Between the new 40% termination tax and the implementation of the 2026 Social Security Financing Act, relocating a US team to France requires a shift from US "at-will" mentalities to a structured French compliance model. This guide breaks down the hidden trade-offs between US shadow payrolls and local French contracts, ensuring your expansion doesn't stall at the first URSSAF audit.
Strategic Insight
The most expensive mistake is localizing a team too early. By leveraging the 'Employee on Mission' pathway, you can potentially save 37% in employer contributions for up to five years.
🚀 The Talent – Salarié en Mission vs. Local CDI
For 2026, the immigration landscape has consolidated. The former 'Passeport Talent' categories are now streamlined, but the choice remains binary: Do you keep them on a US contract (Secondment) or move them to a French contract (Localization)?
Talent – Salarié en Mission
- • Social Security: Remains US-based (FICA) via CoC
- • Contract Law: Primarily US law + French public order
- • Repatriation: Easier to return staff to US if project ends
- • Duration: Valid for 4 years (renewable)

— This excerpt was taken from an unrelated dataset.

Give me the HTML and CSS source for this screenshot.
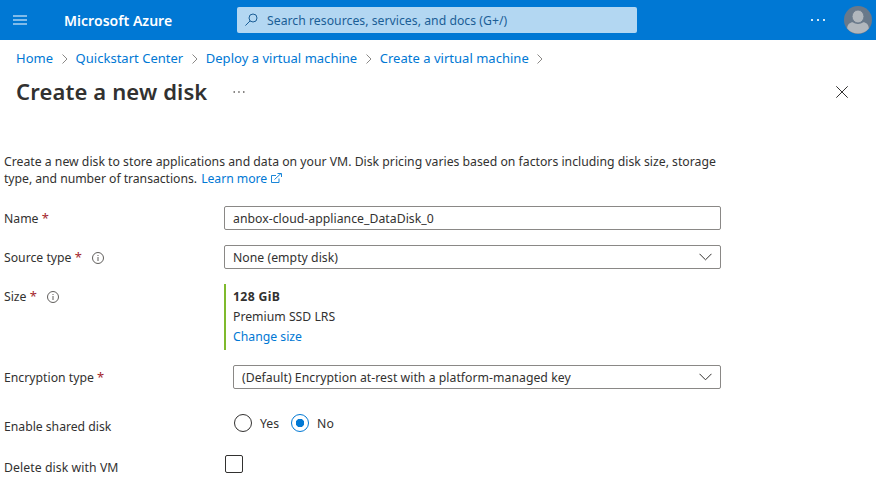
FILE: index.html
```html
<!DOCTYPE html>
<html lang="en">
<head>
<meta charset="utf-8">
<title>Create a new disk - Microsoft Azure</title>
<link rel="stylesheet" href="styles.css">
</head>
<body>
<header class="topbar">
  <svg class="menu" width="14" height="10" viewBox="0 0 14 10" aria-hidden="true"><path d="M0 1h14M0 5h14M0 9h14"/></svg>
  <span class="brand">Microsoft Azure</span>
  <div class="search">
    <svg class="search-icon" width="14" height="14" viewBox="0 0 14 14" aria-hidden="true"><circle cx="8" cy="5" r="4"/><path d="M5.100 7.900.4 12.600"/></svg>
    <span class="search-text">Search resources, services, and docs (G+/)</span>
  </div>
  <svg class="more" width="14" height="2" viewBox="0 0 14 2" aria-hidden="true"><path d="M0 0h2v2H0zM6 0h2v2H6zM12 0h2v2h-2z"/></svg>
  <svg class="avatar" width="28" height="28" viewBox="0 0 28 28" aria-hidden="true"><circle class="avatar-bg" cx="14" cy="14" r="14"/><path class="avatar-fg" d="M3.200 22.500C3.200 18.500 6 16.300 8.800 16.300c1.700 1.100 3.200 1.700 5.200 1.700s3.500-.6 5.200-1.700c2.800 0 5.600 2.200 5.600 6.200A14 14 0 0 1 3.200 22.500z"/><ellipse class="avatar-fg avatar-head" cx="14" cy="10.500" rx="5.900" ry="6.400"/></svg>
</header>
<nav class="crumbs">
  <a class="crumb">Home</a><svg class="sep" width="6" height="10" viewBox="0 0 6 10"><path d="M.5.5 5 5 .5 9.500"/></svg>
  <a class="crumb">Quickstart Center</a><svg class="sep" width="6" height="10" viewBox="0 0 6 10"><path d="M.5.5 5 5 .5 9.500"/></svg>
  <a class="crumb">Deploy a virtual machine</a><svg class="sep" width="6" height="10" viewBox="0 0 6 10"><path d="M.5.5 5 5 .5 9.500"/></svg>
  <a class="crumb">Create a virtual machine</a><svg class="sep" width="6" height="10" viewBox="0 0 6 10"><path d="M.5.5 5 5 .5 9.500"/></svg>
</nav>
<div class="title-row">
  <h1 class="title">Create a new disk</h1>
  <svg class="title-more" width="12" height="2" viewBox="0 0 12 2" aria-hidden="true"><path d="M.5.3H2v1.500H.5zM5.200.3h1.500v1.500H5.200zM10 .3h1.500v1.500H10z"/></svg>
  <svg class="close" width="12" height="12" viewBox="0 0 12 12" aria-label="Close"><path d="m.3.3 11.400 11.400M11.700.3.3 11.700"/></svg>
</div>
<main class="content">
  <p class="intro">Create a new disk to store applications and data on your VM. Disk pricing varies based on factors including disk size, storage<br><span class="intro-end">type, and number of transactions.</span> <a class="link learn">Learn more</a><svg class="external" width="11" height="10" viewBox="0 0 11 10"><path d="M5 2.500H.5v7h7.500V5.500M3.500 6.500 10 .5M6.500.5H10.500V4"/></svg></p>
  <div class="row">
    <div class="label">Name <span class="req">*</span></div>
    <div class="box"><span>anbox-cloud-appliance_DataDisk_0</span></div>
  </div>
  <div class="row">
    <div class="label">Source type <span class="req">*</span><svg class="info" width="12" height="12" viewBox="0 0 12 12"><circle cx="6" cy="6" r="5.500"/><path d="M6 5v4M6 3v1"/></svg></div>
    <div class="box"><span>None (empty disk)</span><svg class="chevron" width="13" height="8" viewBox="0 0 13 8"><path d="m.5.8 6 6 6-6"/></svg></div>
  </div>
  <div class="row">
    <div class="label">Size <span class="req">*</span><svg class="info" width="12" height="12" viewBox="0 0 12 12"><circle cx="6" cy="6" r="5.500"/><path d="M6 5v4M6 3v1"/></svg></div>
    <div class="size"><b>128 GiB</b><span>Premium SSD LRS</span><a class="link">Change size</a></div>
  </div>
  <div class="row">
    <div class="label">Encryption type <span class="req">*</span></div>
    <div class="box inset"><span>(Default) Encryption at-rest with a platform-managed key</span><svg class="chevron" width="13" height="8" viewBox="0 0 13 8"><path d="m.5.8 6 6 6-6"/></svg></div>
  </div>
  <div class="row shared-row">
    <div class="label low">Enable shared disk</div>
    <div class="radios">
      <span class="radio"></span><span class="yes">Yes</span>
      <span class="radio selected"></span><span>No</span>
    </div>
  </div>
  <div class="row delete-row">
    <div class="label low vm">Delete disk with VM</div>
    <span class="checkbox"></span>
  </div>
</main>
</body>
</html>
```
FILE: styles.css
```css
* { box-sizing: border-box; }
body {
  margin: 0;
  height: 503px;
  overflow: hidden;
  background: #fff;
  color: #323130;
  font: 12.24px/17px "Noto Sans", sans-serif;
}
svg { flex: none; fill: none; }
.topbar {
  display: flex;
  align-items: center;
  height: 40px;
  padding: 0 4px 0 13px;
  background: #0078d4;
}
.menu { stroke: #80bbe9; stroke-width: 2; }
.brand {
  width: 173px;
  margin-left: 37px;
  color: #fff;
  font-size: 14px;
  font-weight: 600;
  letter-spacing: 0.04px;
  white-space: nowrap;
}
.search {
  display: flex;
  align-items: center;
  width: 400px;
  height: 26px;
  padding-left: 8px;
  border-radius: 2px;
  background: #b3d7f2;
  color: #1b5e96;
}
.search-icon { stroke: #1b5e96; }
.search-text { margin-left: 8px; letter-spacing: 0.02px; }
.more { margin-left: auto; margin-right: 19px; fill: #d4e9f8; }
.avatar-bg { fill: #69798a; }
.avatar-fg { fill: #b1b7bd; }
.avatar-head { stroke: #69798a; stroke-width: 0.8; }
.crumbs {
  display: flex;
  align-items: center;
  height: 36px;
  padding-left: 16px;
  font-size: 13px;
  white-space: nowrap;
}
.crumb, .link { color: #0078d4; }
.crumb { letter-spacing: 0.02px; }
.sep { margin: 2px 7.8px 0 8.7px; stroke: #8a8886; }
.title-row {
  display: flex;
  align-items: center;
  height: 32px;
  padding: 0 28px 0 16px;
}
.title { margin: -2px 0 0; font-size: 22px; line-height: 30px; font-weight: 600; letter-spacing: 0.13px; white-space: nowrap; }
.title-more { margin-left: 26px; fill: #605e5c; }
.close { margin-left: auto; stroke: #323130; }
.content { padding: 45px 0 0 4px; }
.intro { margin: 0 0 19px; white-space: nowrap; }
.intro-end { letter-spacing: -0.05px; }
.learn { margin-left: 1px; letter-spacing: -0.05px; }
.external { margin-left: 4px; stroke: #0078d4; stroke-width: 0.9; vertical-align: 0; }
.row { display: flex; width: 717px; margin-bottom: 15px; }
.label { display: flex; flex: none; align-items: center; width: 220px; height: 24px; white-space: pre; }
.req { color: #a4262c; font-size: 13px; }
.info { margin: 1px 0 0 10px; stroke: #605e5c; }
.box {
  display: flex;
  flex: 1;
  align-items: center;
  justify-content: space-between;
  height: 24px;
  padding: 0 8px;
  border: 1px solid #8a8886;
  border-radius: 2px;
  letter-spacing: 0.03px;
}
.inset { margin-left: 9px; }
.chevron { stroke: #323130; }
.size {
  display: flex;
  flex-direction: column;
  height: 66px;
  padding: 3px 0 0 7px;
  border-left: 2px solid #7fba2d;
  line-height: 20px;
}
.size b { letter-spacing: 0.35px; }
.shared-row { margin: 24px 0 0; height: 24px; }
.low { height: 27px; letter-spacing: -0.03px; }
.vm { letter-spacing: 0.08px; }
.radios { display: flex; align-items: center; height: 20px; margin-left: 10px; }
.radio { width: 18px; height: 18px; margin-right: 8px; border: 1px solid #323130; border-radius: 50%; }
.yes { margin-right: 12px; }
.selected { border-color: #0078d4; background: radial-gradient(circle, #0078d4 4px, transparent 4.500px); }
.delete-row { margin-top: 17px; }
.checkbox { width: 18px; height: 18px; margin: 1px 0 0 1px; border: 1px solid #323130; border-radius: 2px; }
```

Best for: Temporary project teams (3-5 years).
Local French CDI
- • Social Security: 45% French employer charges
- • Contract Law: 100% French Labor Code
- • Termination: Highly restricted and costly
- • Duration: Indefinite residency pathway
Best for: Establishing a permanent French HQ.
📊 2026 Fixed Salary Thresholds
The French government has moved away from SMIC-indexed floating rates for top-tier visas. To qualify for 2026 relocation, your US team must meet these fixed annual gross thresholds. Note that while these are minimums, French authorities expect salaries to be commensurate with US market rates to avoid "social dumping."
| Visa Category | 2026 Annual Threshold | Key Requirement |
|---|---|---|
| Talent – Salarié Qualifié | €39,582 | Master's degree or 5yrs experience |
| EU Blue Card (Highly Skilled) | €59,373 | 1.5x average gross reference salary |
| Mandataire Social (Executive) | €65,629 | Legal rep of the French branch |
For a deeper dive into how these salaries impact residency, see our guide on 2026 Residency Requirements for US Citizens.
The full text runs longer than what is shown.